## WHAT TO DO
Copy all lines that contain the word "full".
-- start --
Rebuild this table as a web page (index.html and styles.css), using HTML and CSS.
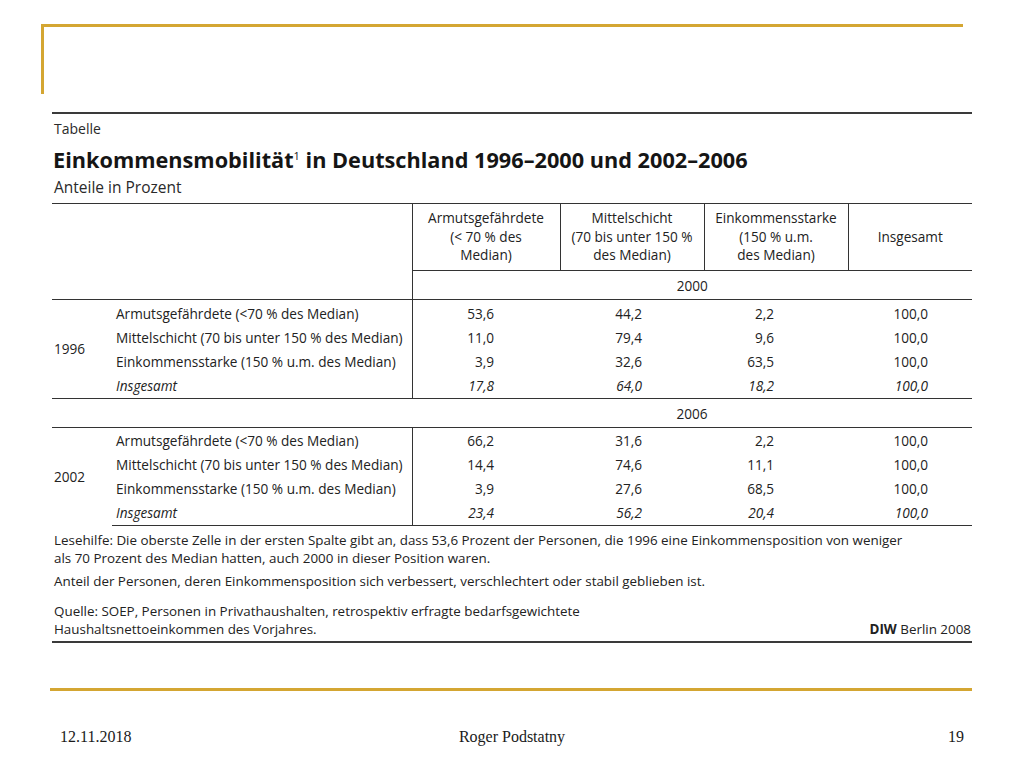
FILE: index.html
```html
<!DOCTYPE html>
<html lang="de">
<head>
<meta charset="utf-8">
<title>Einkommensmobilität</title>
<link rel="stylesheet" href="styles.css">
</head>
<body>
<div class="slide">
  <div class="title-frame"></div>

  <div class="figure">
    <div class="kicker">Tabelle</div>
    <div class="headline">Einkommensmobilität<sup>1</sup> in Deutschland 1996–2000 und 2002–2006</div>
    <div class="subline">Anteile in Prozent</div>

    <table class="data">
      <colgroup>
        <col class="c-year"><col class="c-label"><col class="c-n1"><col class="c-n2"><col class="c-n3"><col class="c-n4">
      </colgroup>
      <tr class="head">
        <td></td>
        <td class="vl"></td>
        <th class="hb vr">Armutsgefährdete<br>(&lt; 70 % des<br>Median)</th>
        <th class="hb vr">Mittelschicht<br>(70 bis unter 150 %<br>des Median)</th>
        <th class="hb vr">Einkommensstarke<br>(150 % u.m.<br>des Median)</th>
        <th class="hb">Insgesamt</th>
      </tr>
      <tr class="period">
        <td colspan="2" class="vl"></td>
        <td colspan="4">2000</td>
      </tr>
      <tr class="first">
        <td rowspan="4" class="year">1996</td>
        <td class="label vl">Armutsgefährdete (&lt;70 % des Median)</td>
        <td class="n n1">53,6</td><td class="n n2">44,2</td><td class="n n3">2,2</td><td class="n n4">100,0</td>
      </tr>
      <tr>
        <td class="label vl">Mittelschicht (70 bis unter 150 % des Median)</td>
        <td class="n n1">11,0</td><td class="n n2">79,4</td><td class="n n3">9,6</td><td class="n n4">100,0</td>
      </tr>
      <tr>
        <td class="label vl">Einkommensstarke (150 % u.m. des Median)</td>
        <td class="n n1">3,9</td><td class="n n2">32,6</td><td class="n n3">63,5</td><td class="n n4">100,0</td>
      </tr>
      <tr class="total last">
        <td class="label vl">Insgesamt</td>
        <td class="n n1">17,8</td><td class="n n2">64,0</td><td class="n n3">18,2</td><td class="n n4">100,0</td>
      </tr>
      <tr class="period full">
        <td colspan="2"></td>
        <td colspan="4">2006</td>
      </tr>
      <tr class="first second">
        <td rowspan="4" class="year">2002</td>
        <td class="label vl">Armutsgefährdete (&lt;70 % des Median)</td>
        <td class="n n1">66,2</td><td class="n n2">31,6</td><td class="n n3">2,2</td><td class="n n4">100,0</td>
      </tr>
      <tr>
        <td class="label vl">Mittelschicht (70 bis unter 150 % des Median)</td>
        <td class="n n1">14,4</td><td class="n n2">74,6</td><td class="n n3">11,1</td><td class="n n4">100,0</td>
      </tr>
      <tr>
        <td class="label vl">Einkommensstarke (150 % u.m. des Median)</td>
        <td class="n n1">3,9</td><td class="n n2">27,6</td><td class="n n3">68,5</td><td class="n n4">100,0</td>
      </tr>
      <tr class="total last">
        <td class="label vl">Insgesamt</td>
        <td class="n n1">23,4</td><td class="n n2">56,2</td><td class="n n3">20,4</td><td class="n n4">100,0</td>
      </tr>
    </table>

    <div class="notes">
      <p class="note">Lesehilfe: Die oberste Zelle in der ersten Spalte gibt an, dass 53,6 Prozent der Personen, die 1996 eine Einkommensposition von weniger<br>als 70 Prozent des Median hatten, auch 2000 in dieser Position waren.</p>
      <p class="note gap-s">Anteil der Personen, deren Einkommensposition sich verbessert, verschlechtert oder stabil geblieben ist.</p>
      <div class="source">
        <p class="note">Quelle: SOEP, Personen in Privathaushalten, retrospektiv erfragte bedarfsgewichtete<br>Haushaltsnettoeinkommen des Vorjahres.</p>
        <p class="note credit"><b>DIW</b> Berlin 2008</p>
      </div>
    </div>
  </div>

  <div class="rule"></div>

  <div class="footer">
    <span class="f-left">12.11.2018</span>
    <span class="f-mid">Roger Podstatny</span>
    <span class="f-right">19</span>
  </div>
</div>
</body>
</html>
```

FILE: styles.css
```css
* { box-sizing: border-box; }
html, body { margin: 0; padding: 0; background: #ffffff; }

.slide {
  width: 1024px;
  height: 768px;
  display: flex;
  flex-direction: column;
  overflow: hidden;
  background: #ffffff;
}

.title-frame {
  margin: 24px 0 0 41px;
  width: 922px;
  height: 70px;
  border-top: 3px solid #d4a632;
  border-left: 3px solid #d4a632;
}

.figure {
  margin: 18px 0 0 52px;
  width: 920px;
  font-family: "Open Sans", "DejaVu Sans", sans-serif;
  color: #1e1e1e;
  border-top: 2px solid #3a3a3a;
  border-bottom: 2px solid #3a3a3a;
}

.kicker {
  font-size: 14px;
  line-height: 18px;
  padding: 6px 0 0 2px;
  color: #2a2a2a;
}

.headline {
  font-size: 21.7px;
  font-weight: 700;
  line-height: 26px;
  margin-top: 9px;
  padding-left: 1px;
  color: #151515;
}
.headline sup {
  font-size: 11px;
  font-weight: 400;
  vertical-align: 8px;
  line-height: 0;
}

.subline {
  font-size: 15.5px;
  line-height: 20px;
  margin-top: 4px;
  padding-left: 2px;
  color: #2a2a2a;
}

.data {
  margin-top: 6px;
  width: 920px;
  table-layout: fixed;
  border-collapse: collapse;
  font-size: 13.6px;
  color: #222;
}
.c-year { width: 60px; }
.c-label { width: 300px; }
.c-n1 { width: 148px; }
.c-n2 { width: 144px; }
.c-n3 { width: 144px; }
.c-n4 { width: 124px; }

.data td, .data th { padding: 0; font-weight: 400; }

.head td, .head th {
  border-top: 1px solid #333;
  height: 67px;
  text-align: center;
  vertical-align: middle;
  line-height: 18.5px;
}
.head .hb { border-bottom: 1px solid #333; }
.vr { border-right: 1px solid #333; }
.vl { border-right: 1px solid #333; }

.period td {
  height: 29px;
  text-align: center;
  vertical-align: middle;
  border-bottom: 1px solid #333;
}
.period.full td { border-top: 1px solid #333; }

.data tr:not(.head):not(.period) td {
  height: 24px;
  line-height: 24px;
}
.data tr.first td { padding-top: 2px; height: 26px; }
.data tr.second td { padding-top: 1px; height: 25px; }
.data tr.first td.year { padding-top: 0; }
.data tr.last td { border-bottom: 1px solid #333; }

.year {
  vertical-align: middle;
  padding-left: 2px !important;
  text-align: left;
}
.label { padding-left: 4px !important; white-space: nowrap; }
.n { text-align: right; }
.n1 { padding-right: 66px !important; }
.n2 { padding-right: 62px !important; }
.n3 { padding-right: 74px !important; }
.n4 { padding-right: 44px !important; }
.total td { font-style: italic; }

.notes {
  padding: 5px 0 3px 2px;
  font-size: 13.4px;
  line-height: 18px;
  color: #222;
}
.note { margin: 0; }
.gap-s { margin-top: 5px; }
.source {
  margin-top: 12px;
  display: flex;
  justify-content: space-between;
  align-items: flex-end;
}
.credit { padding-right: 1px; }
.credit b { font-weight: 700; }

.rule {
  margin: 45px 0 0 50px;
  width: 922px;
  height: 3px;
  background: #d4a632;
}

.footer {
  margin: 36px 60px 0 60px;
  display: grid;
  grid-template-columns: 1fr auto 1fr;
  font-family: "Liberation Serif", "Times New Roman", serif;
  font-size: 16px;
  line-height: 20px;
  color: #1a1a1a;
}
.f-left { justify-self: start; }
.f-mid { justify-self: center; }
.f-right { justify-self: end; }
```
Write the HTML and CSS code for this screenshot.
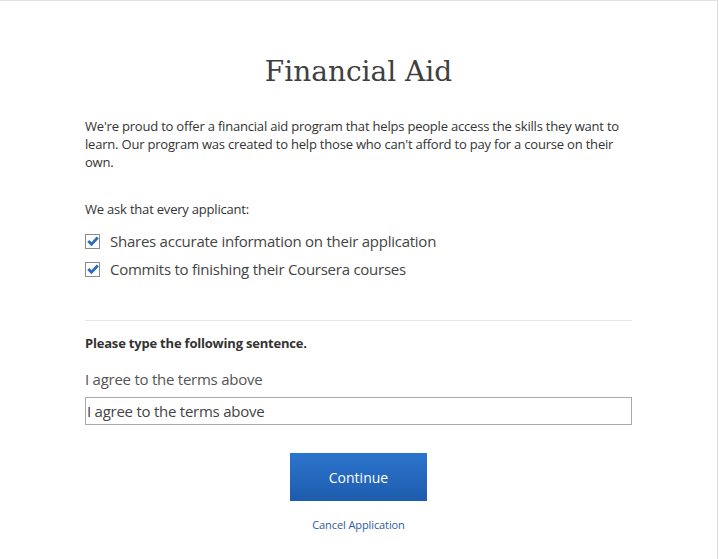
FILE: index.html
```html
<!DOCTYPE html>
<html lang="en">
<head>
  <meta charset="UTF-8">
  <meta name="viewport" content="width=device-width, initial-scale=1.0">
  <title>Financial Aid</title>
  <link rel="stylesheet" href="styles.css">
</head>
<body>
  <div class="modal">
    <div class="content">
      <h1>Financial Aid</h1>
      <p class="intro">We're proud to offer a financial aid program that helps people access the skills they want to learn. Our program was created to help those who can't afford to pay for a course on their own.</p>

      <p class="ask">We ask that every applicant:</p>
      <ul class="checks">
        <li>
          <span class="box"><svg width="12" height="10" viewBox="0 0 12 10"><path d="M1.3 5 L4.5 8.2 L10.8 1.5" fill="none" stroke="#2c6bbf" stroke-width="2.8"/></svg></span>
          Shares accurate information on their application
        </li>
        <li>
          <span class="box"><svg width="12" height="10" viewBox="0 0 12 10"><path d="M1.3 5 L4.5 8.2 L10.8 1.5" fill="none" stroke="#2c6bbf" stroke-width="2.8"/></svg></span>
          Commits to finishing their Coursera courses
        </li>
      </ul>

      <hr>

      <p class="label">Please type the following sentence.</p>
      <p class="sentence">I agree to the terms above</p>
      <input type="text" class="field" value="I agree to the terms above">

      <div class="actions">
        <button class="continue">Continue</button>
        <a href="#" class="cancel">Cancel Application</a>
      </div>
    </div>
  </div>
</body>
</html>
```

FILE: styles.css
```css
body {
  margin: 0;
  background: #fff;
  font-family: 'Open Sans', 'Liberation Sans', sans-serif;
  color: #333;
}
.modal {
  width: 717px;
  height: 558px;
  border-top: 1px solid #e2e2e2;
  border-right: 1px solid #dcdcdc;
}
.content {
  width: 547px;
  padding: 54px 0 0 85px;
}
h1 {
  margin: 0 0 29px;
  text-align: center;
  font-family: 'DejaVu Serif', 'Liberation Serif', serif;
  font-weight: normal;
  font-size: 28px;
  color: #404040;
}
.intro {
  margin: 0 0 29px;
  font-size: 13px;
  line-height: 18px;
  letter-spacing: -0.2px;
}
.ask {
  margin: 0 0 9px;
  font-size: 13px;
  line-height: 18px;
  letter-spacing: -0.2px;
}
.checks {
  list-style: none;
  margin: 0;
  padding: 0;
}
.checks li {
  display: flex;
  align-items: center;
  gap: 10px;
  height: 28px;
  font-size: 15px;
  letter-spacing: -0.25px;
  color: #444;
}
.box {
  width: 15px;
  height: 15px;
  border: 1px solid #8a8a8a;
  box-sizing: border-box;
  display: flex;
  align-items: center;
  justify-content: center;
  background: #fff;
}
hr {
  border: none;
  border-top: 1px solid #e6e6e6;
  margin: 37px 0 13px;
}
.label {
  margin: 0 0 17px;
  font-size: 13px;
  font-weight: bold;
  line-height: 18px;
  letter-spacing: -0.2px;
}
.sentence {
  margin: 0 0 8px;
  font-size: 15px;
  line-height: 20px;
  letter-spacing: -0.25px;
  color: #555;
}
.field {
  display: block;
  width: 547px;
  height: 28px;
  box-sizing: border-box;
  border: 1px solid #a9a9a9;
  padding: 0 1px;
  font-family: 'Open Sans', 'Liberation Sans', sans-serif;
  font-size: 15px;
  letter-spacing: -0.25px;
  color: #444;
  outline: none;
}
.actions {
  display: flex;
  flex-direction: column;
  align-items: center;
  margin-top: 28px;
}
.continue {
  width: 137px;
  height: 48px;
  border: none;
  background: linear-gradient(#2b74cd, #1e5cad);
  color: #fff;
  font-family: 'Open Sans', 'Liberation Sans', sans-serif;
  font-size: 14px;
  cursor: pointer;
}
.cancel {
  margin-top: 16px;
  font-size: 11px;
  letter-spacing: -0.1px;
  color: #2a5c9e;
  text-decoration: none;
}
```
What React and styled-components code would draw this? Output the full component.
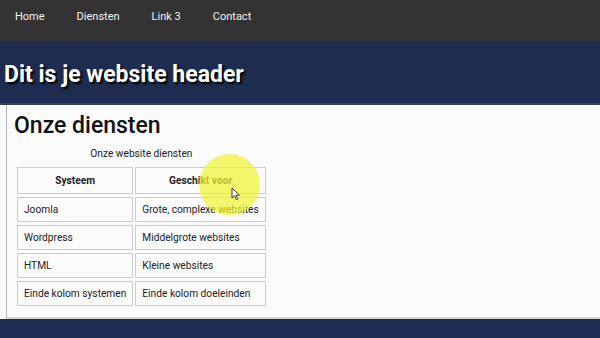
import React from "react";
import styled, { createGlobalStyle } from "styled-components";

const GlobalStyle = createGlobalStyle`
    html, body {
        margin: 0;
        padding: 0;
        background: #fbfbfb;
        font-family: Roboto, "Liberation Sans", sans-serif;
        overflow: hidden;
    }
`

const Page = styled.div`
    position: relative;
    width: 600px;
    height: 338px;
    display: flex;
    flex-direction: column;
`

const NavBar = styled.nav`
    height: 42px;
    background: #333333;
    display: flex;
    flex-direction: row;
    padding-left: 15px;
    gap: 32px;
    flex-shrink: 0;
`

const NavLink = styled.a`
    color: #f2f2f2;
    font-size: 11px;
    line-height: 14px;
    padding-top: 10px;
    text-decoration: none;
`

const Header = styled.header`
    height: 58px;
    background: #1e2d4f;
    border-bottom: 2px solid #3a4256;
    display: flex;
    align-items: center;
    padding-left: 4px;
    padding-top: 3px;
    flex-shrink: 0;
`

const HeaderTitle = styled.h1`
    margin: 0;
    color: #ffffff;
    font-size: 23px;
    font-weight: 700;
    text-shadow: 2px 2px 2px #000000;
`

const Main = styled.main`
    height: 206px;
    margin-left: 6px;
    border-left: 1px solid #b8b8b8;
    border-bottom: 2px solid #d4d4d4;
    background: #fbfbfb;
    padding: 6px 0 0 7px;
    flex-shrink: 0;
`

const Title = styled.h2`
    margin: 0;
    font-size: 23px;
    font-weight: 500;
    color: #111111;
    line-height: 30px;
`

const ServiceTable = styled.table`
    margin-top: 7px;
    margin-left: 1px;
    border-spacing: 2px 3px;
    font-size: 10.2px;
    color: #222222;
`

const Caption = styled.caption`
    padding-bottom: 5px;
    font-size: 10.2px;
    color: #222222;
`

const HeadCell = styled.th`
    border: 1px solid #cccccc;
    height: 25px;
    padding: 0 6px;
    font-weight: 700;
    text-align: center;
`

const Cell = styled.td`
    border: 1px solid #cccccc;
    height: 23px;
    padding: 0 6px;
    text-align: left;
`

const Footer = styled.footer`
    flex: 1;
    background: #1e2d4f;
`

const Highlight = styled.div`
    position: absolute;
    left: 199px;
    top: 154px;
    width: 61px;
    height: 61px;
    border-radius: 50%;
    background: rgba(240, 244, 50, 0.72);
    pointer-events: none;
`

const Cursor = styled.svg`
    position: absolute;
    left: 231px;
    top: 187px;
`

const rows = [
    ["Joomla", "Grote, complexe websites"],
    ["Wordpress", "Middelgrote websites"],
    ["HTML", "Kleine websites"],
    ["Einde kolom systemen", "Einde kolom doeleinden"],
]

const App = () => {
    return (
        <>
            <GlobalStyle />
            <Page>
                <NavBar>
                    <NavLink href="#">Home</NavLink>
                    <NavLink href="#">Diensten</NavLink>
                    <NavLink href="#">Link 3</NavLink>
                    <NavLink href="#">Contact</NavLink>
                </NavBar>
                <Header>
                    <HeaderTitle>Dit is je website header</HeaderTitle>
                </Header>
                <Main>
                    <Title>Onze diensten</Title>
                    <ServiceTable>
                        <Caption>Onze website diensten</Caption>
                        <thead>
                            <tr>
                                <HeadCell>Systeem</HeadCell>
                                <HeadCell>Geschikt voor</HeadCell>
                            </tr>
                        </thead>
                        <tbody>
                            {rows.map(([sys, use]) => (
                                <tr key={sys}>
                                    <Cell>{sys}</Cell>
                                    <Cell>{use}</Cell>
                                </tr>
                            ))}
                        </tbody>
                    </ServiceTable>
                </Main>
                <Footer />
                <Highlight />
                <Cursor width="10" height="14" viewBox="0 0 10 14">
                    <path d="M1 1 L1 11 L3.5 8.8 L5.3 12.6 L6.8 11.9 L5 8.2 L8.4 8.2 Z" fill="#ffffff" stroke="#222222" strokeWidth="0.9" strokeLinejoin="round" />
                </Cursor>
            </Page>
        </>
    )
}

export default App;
-- end --
## EXPECTED ANSWER
      <tr class="period full">
.period.full td { border-top: 1px solid #333; }
What React and styled-components code would draw this? Output the full component.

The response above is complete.